Lezaky was burnt down on June 24, 1942, in retaliation for the assassination of Bohemia and Moravia Acting Reichsprotektor Reinhard Heydrich in Prague, two weeks after the Nazis razed Lidice, central Bohemia, to the ground. Fifty-two Lezaky inhabitants were murdered.

“It is important that they (the young generations) known that there may be moments when they will have to make a choice. Either they will decide like (Karel) Curda did and will become traitors, or they will decide like the Lezaky inhabitants and will pursue the path of freedom and courage even at the paramount cost,” Jan Bartosek (Christian Democrats, KDU-CSL), Chamber of Deputies deputy chairman, said.

Dozens of wreaths were laid at the monument called The Book of Victims. Afterwards, the names of the murdered Lezaky inhabitants were read.
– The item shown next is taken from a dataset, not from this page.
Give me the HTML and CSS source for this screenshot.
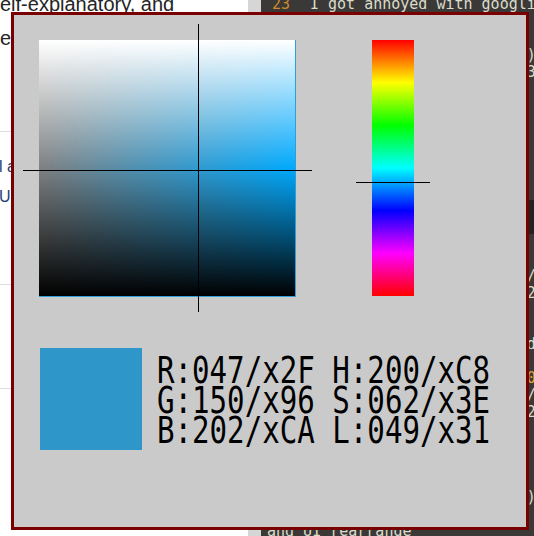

Four paratroopers made a jump.

The commemorative event was attended by the Stulik sisters, the only survivors of the obliteration of Lezaky.

The Nazis obliterated Lezaky after they found out that the Czech paratroopers who were trained in England and who assassinated Heydrich, maintained connection between the domestic and foreign resistance via a radio transmitter.

The Nazis received the first information about the resistance in the region from paratrooper Curda.

They executed 34 adults from Lezaky in Pardubice on June 24, 1942, and they shot dead another seven people from Lezaky and more than 40 collaborators of the paratroopers on June 25 and July 2, 1942. Thirteen Lezaky children were transported from Lezaky. Eleven of them were gassed in Chelmno, Poland, on July 25.

Today, the site of the former stonemasons’ village is a national heritage sight. Granite gravestones with carved crosses have been put up on the ground plans of nine houses.